A veteran manager pulls Yamamoto after the third walk. Maybe the fourth. At 62 pitches, you’ve seen enough. The Optimizer instead waited until 94, treating each re-evaluation as a fresh calculation rather than an accumulating body of evidence. By the time Ben Casparius came in, the Dodgers were already playing from behind against a Seattle offense that had drawn a walk essentially every inning.

The Skipper — Seattle’s AI — made its own interesting call in the fourth, pulling Logan Gilbert at 62 pitches. I’ll admit I raised an eyebrow at that one. Gilbert’s K/BB ratio this year is borderline obscene, and you don’t yank an ace before he’s warmed up to the moment. But The Skipper had the lead, it had the bullpen depth, and Eduard Bazardo ultimately closed this thing out. The conservative move looked bold only because it worked — the five-run cushion gave Seattle margin to absorb Bazardo’s three late walks without consequence. That’s smart roster management recognizing its own situation.

Where the Dodgers truly fell apart was the seventh. Casparius had been clean — one hit, two walks, but no damage, and the Dodgers were actually leading 4-3 heading into the frame. The Optimizer pulled him at 31 pitches, citing leverage and matchups, and brought in Edwin Díaz. In theory, this is the right call: tie game, seventh inning, best reliever available. But Díaz got two hits, a wild pitch sequence, and suddenly Seattle had two runs and the lead. The Optimizer then burned Brock Stewart, who promptly surrendered two more. Three pitchers, four runs, one inning. The aggressive bullpen deployment that was supposed to protect a lead instead detonated it.

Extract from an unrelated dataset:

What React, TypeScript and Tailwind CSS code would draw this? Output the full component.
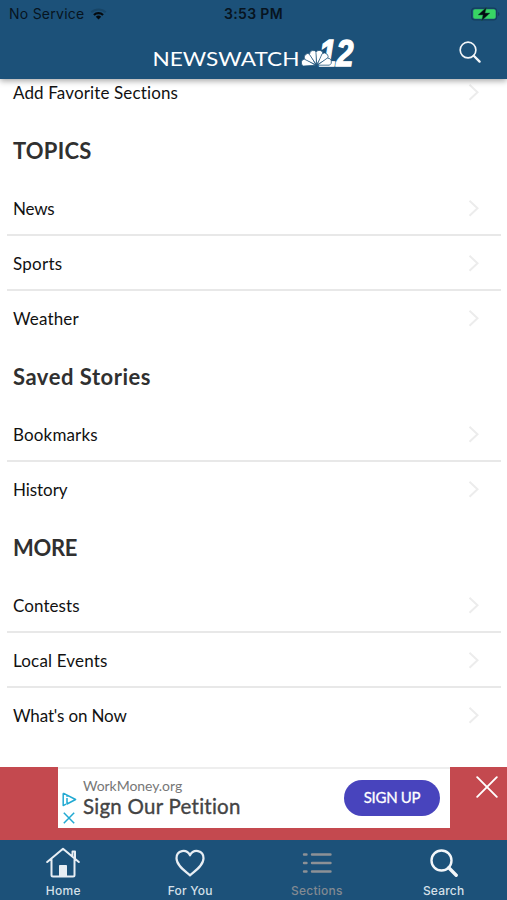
import React from "react";

type Row = { label: string; tracking: string; divider?: boolean };
type Section = { title: string; tracking: string; rows: Row[] };

const sections: Section[] = [
  {
    title: "TOPICS",
    tracking: "tracking-[0.2px]",
    rows: [
      { label: "News", tracking: "tracking-[-0.2px]", divider: true },
      { label: "Sports", tracking: "tracking-[0.25px]", divider: true },
      { label: "Weather", tracking: "tracking-[0.15px]" },
    ],
  },
  {
    title: "Saved Stories",
    tracking: "tracking-[0.52px]",
    rows: [
      { label: "Bookmarks", tracking: "tracking-[0.15px]", divider: true },
      { label: "History", tracking: "tracking-[-0.07px]" },
    ],
  },
  {
    title: "MORE",
    tracking: "tracking-[-0.3px]",
    rows: [
      { label: "Contests", tracking: "tracking-[0.07px]", divider: true },
      { label: "Local Events", tracking: "tracking-[0.17px]", divider: true },
      { label: "What's on Now", tracking: "tracking-[-0.15px]" },
    ],
  },
];

function Chevron() {
  return (
    <svg className="h-[18px] w-3 shrink-0" viewBox="0 0 12 18" fill="none" stroke="#ececec" strokeWidth="2">
      <path d="M1.500 1.800 9.500 9.300l-8 7.500" />
    </svg>
  );
}

function ListRow({ label, tracking, divider }: Row) {
  return (
    <div
      className={`mr-[6px] ml-[7px] flex h-[55px] shrink-0 items-center justify-between border-b-2 pt-px pr-[21px] pl-[6px] ${
        divider ? "border-[#e8e8e8]" : "border-transparent"
      }`}
    >
      <span className={`pt-px text-[17px] leading-6 whitespace-nowrap text-[#111] ${tracking}`}>{label}</span>
      <Chevron />
    </div>
  );
}

function StatusBar() {
  return (
    <div className="grid h-7 grid-cols-3 items-center px-[9px] font-['Inter',sans-serif] text-[14px] leading-none text-[#071420]">
      <div className="flex items-center gap-[6px]">
        <span className="tracking-[0.25px] whitespace-nowrap">No Service</span>
        <svg className="h-3 w-[17px]" viewBox="0 0 17 12">
          <path d="M.6 3.600a11.500 11.500 0 0 1 15.800 0l-1.400 1.500a9.400 9.400 0 0 0-13 0z" fill="#174567" />
          <path d="M3.200 6.200a7.800 7.800 0 0 1 10.600 0l-1.500 1.600a5.600 5.600 0 0 0-7.600 0z" fill="#050a0e" />
          <path d="M5.800 8.800a4 4 0 0 1 5.400 0L8.500 11.600z" fill="#050a0e" />
        </svg>
      </div>
      <span className="text-center font-semibold tracking-[0.35px] whitespace-nowrap">3:53 PM</span>
      <svg className="mr-[-2px] h-[14px] w-[29px] justify-self-end" viewBox="0 0 29 14">
        <rect x=".6" y="1.100" width="25" height="11.800" rx="3.200" fill="none" stroke="#153e5d" strokeWidth="1.200" />
        <path d="M27 5v4q1.500-.6 1.500-2T27 5z" fill="#153e5d" />
        <rect x="2.200" y="2.200" width="22.500" height="9.600" rx="1.800" fill="#38d564" />
        <path d="M15.500.3 7 7.900h5L10.600 13.700 19 6.100h-5z" fill="#040b10" stroke="#1b6548" strokeWidth=".5" />
      </svg>
    </div>
  );
}

const petalAngles = [-76, -46, -16, 14, 42, 72];

function Logo() {
  return (
    <svg className="h-[34px] w-[204px] overflow-visible" viewBox="152 35 204 34" fill="#fff" role="img">
      <text x="152.500" y="65.700" fontFamily="Lato, sans-serif" fontSize="19.500" textLength="147" lengthAdjust="spacingAndGlyphs">
        NEWSWATCH
      </text>
      <text
        x="319"
        y="65.500"
        fontFamily="Liberation Sans, Arial, sans-serif"
        fontWeight="bold"
        fontStyle="italic"
        fontSize="37.500"
        stroke="#fff"
        strokeWidth="1.300"
        textLength="34.500"
        lengthAdjust="spacingAndGlyphs"
      >
        12
      </text>
      <g stroke="#1c5179" strokeWidth=".7">
        {petalAngles.map((angle) => (
          <path key={angle} d="M0-1-3.700-12.500a3.800 3.900 0 0 1 7.400 0z" transform={`translate(316.500 65.500) rotate(${angle})`} />
        ))}
      </g>
    </svg>
  );
}

function Magnifier({ className, weight }: { className: string; weight: number }) {
  return (
    <svg className={className} viewBox="0 0 28 28" fill="none" stroke="#f3f6f9" strokeWidth={weight} strokeLinecap="round">
      <circle cx="11.500" cy="11.500" r="10" />
      <path d="m18.800 18.800 7.400 7.400" strokeWidth={weight * 1.4} />
    </svg>
  );
}

function Header() {
  return (
    <header className="relative z-10 h-[79px] shrink-0 bg-[#1c5179] shadow-[0_2px_6px_rgba(0,0,0,0.35)]">
      <StatusBar />
      <div className="grid grid-cols-[1fr_auto_1fr] items-start pt-[7px] pr-[26px] pl-[27px]">
        <span />
        <Logo />
        <Magnifier className="mt-[6px] h-[22px] w-[22px] justify-self-end" weight={2.1} />
      </div>
    </header>
  );
}

function AdBanner() {
  return (
    <div className="flex h-[73px] shrink-0 justify-between bg-[#c4494f] pl-[58px]">
      <div className="flex h-[61px] w-[392px] border-t-2 border-[#eee] bg-white">
        <div className="flex w-[25px] flex-col items-center gap-[5px] pt-[23px] pr-[3px]">
          <svg className="h-[15px] w-[15px] shrink-0" viewBox="0 0 15 15" fill="none" stroke="#21a9d2" strokeWidth="1.500">
            <path d="M1.200 1.200v12.400L4 12.200M1.200 1.200 13.600 7.500 5 12V6M5 3.800v1" strokeLinejoin="round" />
          </svg>
          <svg className="h-[12px] w-[12px] shrink-0" viewBox="0 0 12 12" fill="none" stroke="#21a9d2" strokeWidth="1.500">
            <path d="m.8.8 10.400 10.400M11.200.8.8 11.200" />
          </svg>
        </div>
        <div className="flex flex-1 flex-col pt-[8px]">
          <span className="text-[14px] leading-[17px] whitespace-nowrap text-[#777] tracking-[-0.05px]">WorkMoney.org</span>
          <span className="text-[20.500px] leading-[25px] whitespace-nowrap text-[#444] [-webkit-text-stroke:0.35px_#444] tracking-[0.25px]">
            Sign Our Petition
          </span>
        </div>
        <div className="mt-[11px] mr-[10px] flex h-9 w-24 items-center justify-center rounded-full bg-[#4844bd] pb-px text-[15px] whitespace-nowrap text-white [-webkit-text-stroke:0.3px_white] tracking-[-0.3px]">
          SIGN UP
        </div>
      </div>
      <svg className="mt-[9px] mr-[9px] h-[22px] w-[22px]" viewBox="0 0 22 22" stroke="#fff" strokeWidth="1.900" strokeLinecap="round">
        <path d="m1.200 1.200 19.600 19.600M20.800 1.200 1.200 20.800" />
      </svg>
    </div>
  );
}

function HomeIcon() {
  return (
    <svg className="h-[32px] w-[34px]" viewBox="0 0 34 32" fill="none" stroke="#e8eef4" strokeWidth="2" strokeLinecap="round" strokeLinejoin="round">
      <path d="M1.200 15 17 1.700 32.800 15M5.500 12.500v15.500q0 1.500 1.500 1.500h20q1.500 0 1.500-1.500V12.500M26.500 9.500V4.500h2.500v7.500" />
      <path d="M13.500 29V18.500h7v10.500z" fill="#e8eef4" strokeWidth="1" />
    </svg>
  );
}

function HeartIcon() {
  return (
    <svg className="h-[28px] w-[30px]" viewBox="0 0 30 28" fill="none" stroke="#e8eef4" strokeWidth="2.200" strokeLinejoin="round">
      <path d="M15 26.300C10 22 1.500 16.500 1.500 9.300 1.500 1 11.500-.5 15 6.300 18.500-.5 28.500 1 28.500 9.300 28.500 16.500 20 22 15 26.300z" />
    </svg>
  );
}

function SectionsIcon() {
  return (
    <svg className="h-[24px] w-[30px]" viewBox="0 0 30 24" stroke="#8d9196" strokeWidth="2.400" strokeLinecap="round">
      <path d="M2 3.500h2.500M10 3.500h18.500M2 12h2.500M10 12h18.500M2 20.500h2.500M10 20.500h18.500" />
    </svg>
  );
}

const tabs = [
  { label: "Home", icon: <HomeIcon />, color: "text-[#d5e0e9]", tracking: "tracking-[0.3px]" },
  { label: "For You", icon: <HeartIcon />, color: "text-[#d5e0e9]", tracking: "tracking-[0.2px]" },
  { label: "Sections", icon: <SectionsIcon />, color: "text-[#828a92]", tracking: "tracking-[0.25px]" },
  { label: "Search", icon: <Magnifier className="h-[28px] w-[28px]" weight={2.4} />, color: "text-[#d5e0e9]", tracking: "tracking-[0.2px]" },
];

export default function App() {
  return (
    <div className="flex h-[900px] w-[507px] flex-col overflow-hidden bg-white font-['Lato',sans-serif] [font-variant-ligatures:none]">
      <Header />
      <main className="flex h-[688px] flex-col">
        <div className="flex h-[41px] shrink-0 flex-col justify-end overflow-hidden">
          <ListRow label="Add Favorite Sections" tracking="tracking-[0.14px]" />
        </div>
        {sections.map((section) => (
          <section key={section.title}>
            <h2 className={`flex h-[61px] items-center pl-[13px] text-[22px] leading-none font-bold whitespace-nowrap text-[#303030] ${section.tracking}`}>
              {section.title}
            </h2>
            {section.rows.map((row) => (
              <ListRow key={row.label} {...row} />
            ))}
          </section>
        ))}
      </main>
      <AdBanner />
      <nav className="grid h-[60px] shrink-0 grid-cols-4 bg-[#1c5179]">
        {tabs.map((tab) => (
          <div key={tab.label} className="flex flex-col items-center">
            <div className="flex h-[46px] items-center">{tab.icon}</div>
            <span className={`-mt-[3px] font-['Inter',sans-serif] text-[12px] leading-4 font-medium ${tab.color} ${tab.tracking}`}>{tab.label}</span>
          </div>
        ))}
      </nav>
    </div>
  );
}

I’ve been skeptical all series about whether The Optimizer truly understands that leverage scores don’t account for reliever confidence in high-pressure spots. Díaz has the stuff. But a 7-4 deficit in the seventh with your closer already spent is a hole no AI — and no human manager — climbs out of.

The series is tied now, and the Dodgers have a decision to make before Game 3: trust the process or trust the process differently. Those aren’t the same thing.